• _DATA FOR THE TASK_
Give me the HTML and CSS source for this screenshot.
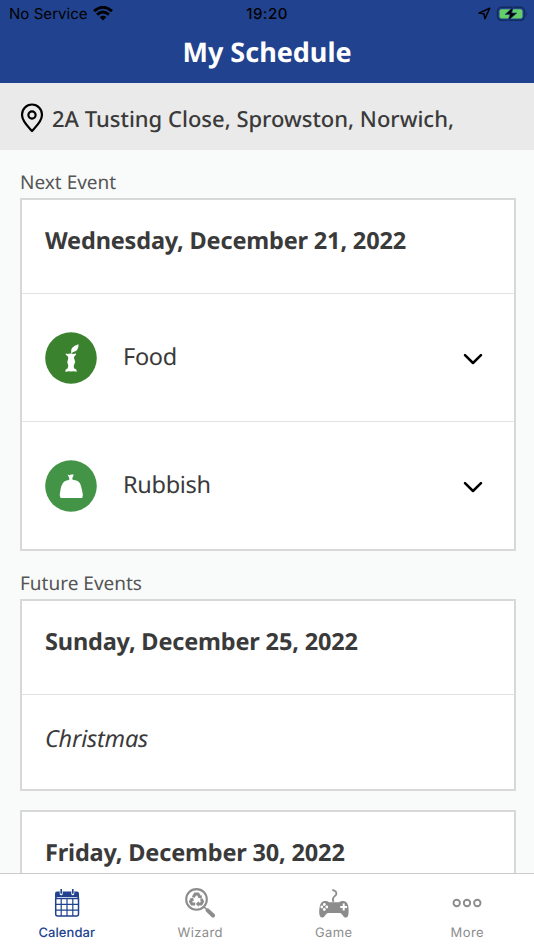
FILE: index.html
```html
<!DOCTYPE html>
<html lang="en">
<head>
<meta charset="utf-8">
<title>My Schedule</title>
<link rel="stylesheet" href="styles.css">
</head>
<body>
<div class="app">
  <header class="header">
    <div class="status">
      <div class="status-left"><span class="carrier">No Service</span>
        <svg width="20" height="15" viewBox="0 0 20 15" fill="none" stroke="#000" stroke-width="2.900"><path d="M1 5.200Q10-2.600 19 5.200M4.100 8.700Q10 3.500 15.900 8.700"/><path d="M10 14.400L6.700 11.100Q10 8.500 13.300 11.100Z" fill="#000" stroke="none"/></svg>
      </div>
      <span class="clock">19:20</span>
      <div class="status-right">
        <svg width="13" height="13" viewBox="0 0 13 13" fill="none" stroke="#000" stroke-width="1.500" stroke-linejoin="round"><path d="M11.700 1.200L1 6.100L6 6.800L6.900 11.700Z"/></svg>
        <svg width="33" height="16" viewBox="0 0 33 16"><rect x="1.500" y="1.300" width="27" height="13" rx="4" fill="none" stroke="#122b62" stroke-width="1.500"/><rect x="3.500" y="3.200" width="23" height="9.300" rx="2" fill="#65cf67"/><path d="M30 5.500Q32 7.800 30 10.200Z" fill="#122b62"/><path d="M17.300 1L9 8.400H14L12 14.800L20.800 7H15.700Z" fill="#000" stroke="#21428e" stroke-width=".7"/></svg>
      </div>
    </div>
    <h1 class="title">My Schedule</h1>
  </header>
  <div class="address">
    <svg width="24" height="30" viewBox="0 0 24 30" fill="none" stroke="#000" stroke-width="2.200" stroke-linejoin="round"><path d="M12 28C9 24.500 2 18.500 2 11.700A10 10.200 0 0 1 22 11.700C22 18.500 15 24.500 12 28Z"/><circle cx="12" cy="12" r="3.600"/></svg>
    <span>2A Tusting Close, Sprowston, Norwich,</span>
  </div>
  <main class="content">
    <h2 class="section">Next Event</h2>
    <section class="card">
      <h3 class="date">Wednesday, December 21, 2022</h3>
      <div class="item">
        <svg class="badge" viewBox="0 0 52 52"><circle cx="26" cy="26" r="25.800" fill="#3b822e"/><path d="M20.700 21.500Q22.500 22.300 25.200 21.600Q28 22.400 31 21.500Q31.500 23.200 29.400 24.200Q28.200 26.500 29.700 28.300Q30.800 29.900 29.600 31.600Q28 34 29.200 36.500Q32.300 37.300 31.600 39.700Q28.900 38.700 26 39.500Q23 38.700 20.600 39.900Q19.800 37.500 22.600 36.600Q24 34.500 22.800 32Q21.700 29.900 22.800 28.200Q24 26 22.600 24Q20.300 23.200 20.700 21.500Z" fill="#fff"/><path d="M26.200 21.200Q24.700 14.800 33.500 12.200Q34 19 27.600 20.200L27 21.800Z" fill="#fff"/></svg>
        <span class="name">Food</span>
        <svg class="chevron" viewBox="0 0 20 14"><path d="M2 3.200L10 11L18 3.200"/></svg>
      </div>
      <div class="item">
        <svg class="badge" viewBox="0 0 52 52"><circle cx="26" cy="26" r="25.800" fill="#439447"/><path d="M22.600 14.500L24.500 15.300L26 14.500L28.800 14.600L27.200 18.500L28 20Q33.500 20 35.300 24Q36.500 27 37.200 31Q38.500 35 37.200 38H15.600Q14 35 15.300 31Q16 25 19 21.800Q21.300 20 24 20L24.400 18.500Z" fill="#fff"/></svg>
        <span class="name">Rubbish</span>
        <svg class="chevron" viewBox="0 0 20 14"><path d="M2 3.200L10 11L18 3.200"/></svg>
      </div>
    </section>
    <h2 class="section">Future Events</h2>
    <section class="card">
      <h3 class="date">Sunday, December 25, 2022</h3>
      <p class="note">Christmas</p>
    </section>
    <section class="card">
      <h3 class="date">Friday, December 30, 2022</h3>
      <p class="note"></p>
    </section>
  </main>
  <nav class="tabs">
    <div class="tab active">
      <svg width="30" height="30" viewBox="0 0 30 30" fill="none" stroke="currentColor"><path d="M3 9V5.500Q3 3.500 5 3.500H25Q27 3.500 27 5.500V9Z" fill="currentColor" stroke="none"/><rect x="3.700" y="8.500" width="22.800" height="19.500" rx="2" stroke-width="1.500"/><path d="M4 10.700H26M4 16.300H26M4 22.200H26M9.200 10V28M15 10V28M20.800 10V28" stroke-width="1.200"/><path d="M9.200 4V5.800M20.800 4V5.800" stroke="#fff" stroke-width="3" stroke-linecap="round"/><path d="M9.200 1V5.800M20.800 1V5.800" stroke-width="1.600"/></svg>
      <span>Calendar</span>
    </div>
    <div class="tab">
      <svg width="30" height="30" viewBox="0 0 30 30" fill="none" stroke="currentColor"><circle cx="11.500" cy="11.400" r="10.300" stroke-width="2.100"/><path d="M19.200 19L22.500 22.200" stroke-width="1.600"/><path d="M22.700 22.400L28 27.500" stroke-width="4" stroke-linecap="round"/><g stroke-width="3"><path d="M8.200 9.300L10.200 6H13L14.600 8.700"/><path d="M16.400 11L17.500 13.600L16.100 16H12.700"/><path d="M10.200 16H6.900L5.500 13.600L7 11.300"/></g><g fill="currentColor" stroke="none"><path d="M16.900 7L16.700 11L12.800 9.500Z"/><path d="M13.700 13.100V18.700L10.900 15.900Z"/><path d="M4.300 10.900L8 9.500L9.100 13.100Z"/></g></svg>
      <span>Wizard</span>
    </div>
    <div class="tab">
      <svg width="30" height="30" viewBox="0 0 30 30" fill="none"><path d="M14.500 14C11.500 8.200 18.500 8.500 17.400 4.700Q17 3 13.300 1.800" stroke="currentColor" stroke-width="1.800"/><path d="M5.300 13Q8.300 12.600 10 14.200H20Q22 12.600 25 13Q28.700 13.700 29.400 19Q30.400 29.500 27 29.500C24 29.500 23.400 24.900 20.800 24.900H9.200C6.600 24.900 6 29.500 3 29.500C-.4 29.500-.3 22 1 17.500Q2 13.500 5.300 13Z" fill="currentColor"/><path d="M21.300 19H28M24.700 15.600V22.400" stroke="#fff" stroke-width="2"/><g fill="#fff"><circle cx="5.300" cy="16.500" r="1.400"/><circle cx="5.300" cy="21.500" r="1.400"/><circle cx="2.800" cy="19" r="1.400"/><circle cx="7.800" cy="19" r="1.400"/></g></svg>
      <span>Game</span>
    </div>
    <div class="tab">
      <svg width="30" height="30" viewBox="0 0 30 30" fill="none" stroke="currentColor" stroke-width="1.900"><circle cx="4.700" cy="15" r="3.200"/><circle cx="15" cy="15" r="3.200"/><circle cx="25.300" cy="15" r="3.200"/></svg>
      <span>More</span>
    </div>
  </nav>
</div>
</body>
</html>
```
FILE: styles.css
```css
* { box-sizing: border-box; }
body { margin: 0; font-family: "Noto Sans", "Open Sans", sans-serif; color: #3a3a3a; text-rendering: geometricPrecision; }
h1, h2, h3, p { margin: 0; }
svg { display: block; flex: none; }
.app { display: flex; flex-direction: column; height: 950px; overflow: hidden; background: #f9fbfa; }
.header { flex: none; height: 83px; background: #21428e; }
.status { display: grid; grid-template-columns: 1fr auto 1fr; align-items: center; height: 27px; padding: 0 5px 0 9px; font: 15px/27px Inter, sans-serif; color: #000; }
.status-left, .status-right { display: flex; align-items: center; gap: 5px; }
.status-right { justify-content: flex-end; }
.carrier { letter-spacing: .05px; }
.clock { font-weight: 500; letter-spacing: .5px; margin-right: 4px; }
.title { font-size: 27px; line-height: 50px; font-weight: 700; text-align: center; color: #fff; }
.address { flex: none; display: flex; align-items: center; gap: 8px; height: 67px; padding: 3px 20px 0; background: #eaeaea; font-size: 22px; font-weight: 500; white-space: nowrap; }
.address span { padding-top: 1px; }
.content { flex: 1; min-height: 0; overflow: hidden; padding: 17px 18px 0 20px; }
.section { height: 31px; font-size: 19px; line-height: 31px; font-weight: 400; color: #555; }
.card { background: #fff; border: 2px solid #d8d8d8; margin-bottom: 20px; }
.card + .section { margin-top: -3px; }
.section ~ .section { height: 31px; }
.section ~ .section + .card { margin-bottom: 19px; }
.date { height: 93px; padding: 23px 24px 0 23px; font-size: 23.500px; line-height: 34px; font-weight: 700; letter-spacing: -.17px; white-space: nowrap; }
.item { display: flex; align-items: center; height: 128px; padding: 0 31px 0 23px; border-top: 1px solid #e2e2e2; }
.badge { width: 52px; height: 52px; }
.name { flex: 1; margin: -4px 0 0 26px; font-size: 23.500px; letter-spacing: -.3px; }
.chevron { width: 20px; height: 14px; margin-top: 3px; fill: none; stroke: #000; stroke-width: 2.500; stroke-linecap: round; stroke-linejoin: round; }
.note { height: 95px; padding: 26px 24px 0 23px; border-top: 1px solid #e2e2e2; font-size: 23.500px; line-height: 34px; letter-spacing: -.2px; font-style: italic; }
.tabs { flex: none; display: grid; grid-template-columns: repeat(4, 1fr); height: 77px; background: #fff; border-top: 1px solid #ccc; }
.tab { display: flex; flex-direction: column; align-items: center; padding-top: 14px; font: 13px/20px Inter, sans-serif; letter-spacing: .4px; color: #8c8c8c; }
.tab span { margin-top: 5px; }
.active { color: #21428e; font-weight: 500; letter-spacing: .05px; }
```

---

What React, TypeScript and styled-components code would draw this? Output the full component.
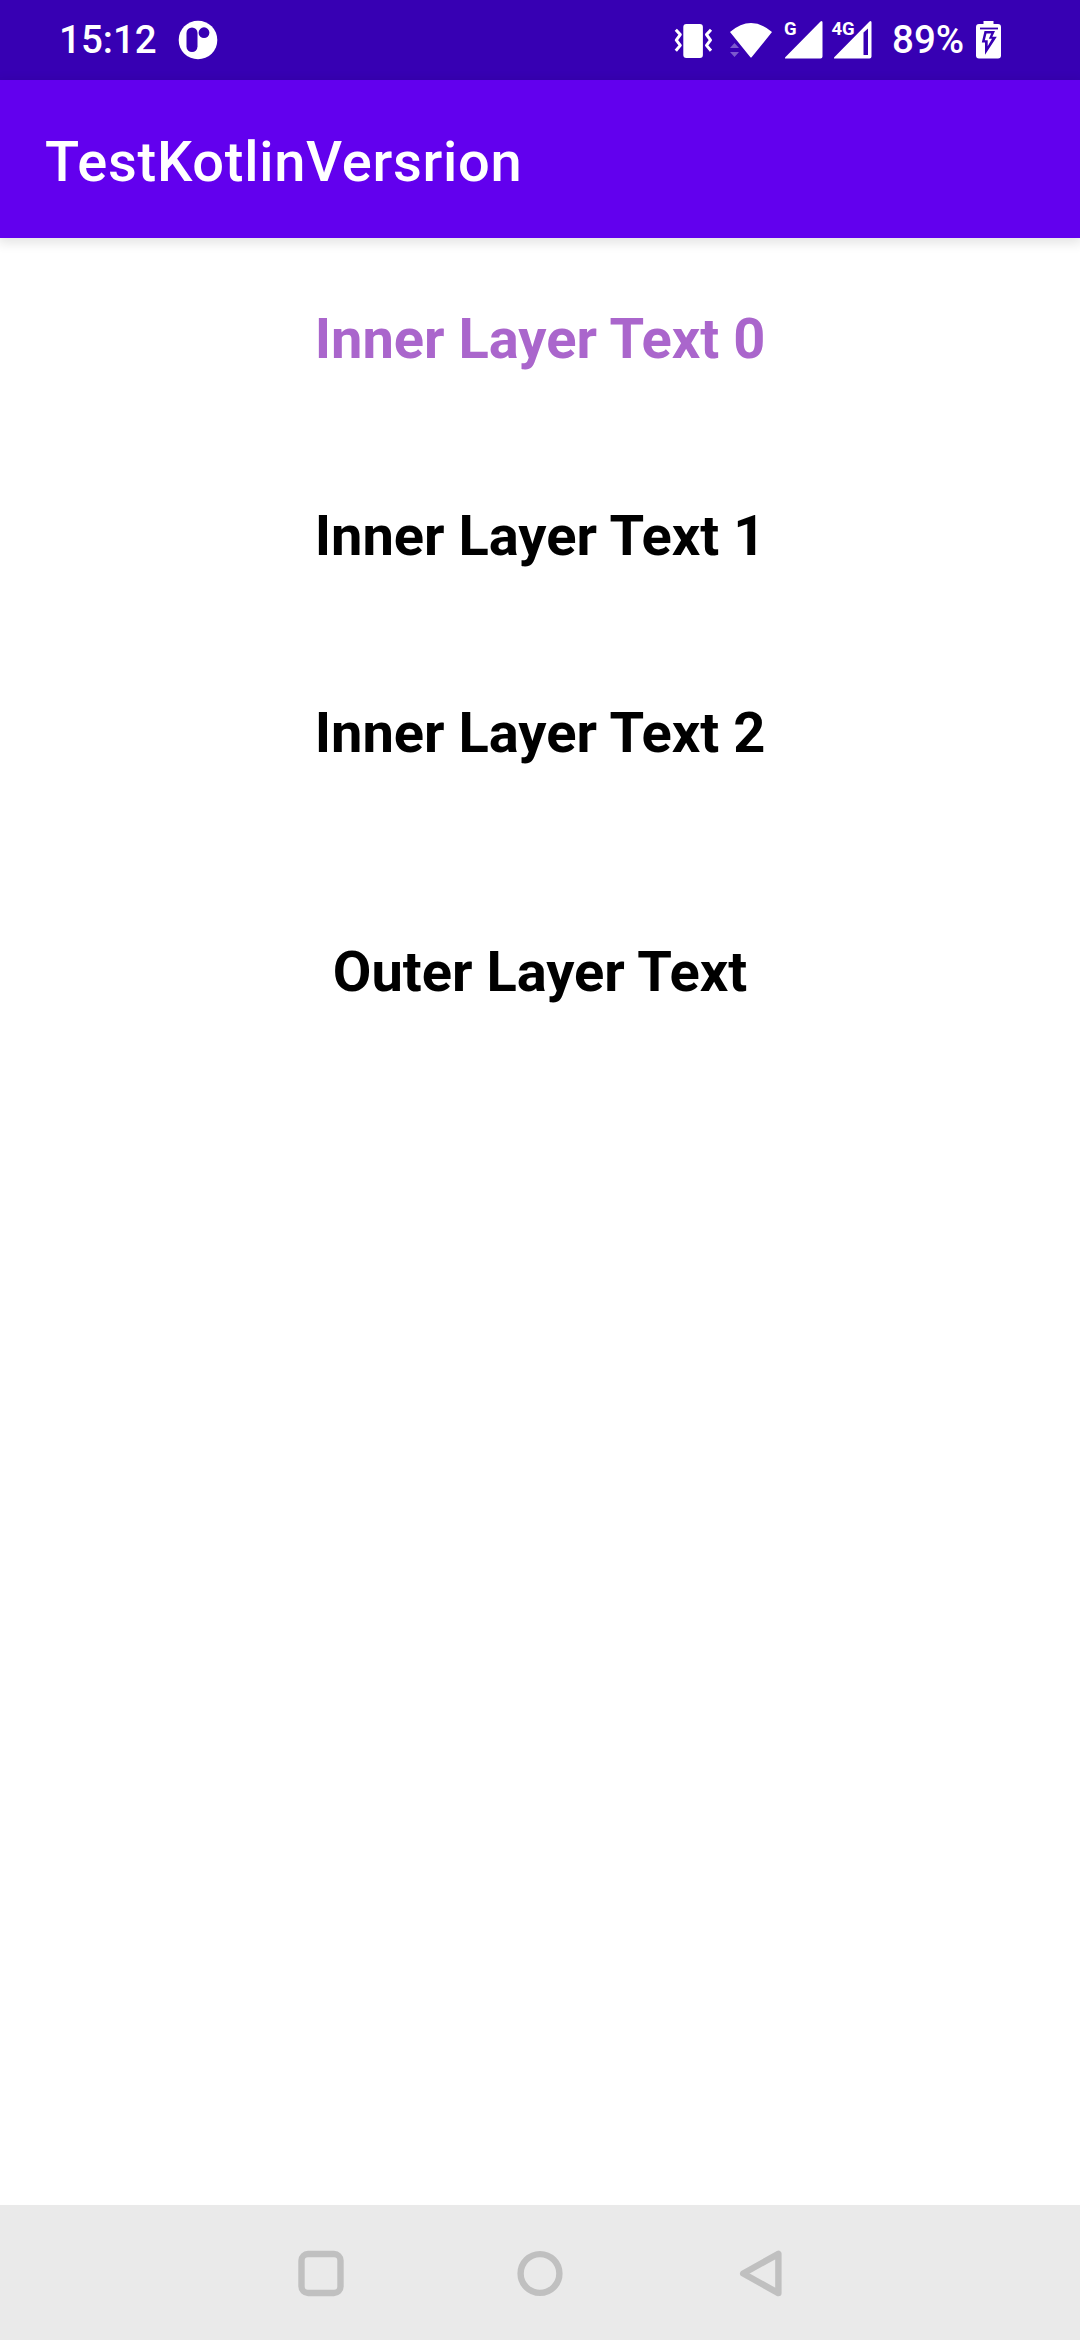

• _TO BE DONE_
Identify and copy all lines with the word "this".

• _TASK ANSWER_
Give me the HTML and CSS source for this screenshot.
What React, TypeScript and styled-components code would draw this? Output the full component.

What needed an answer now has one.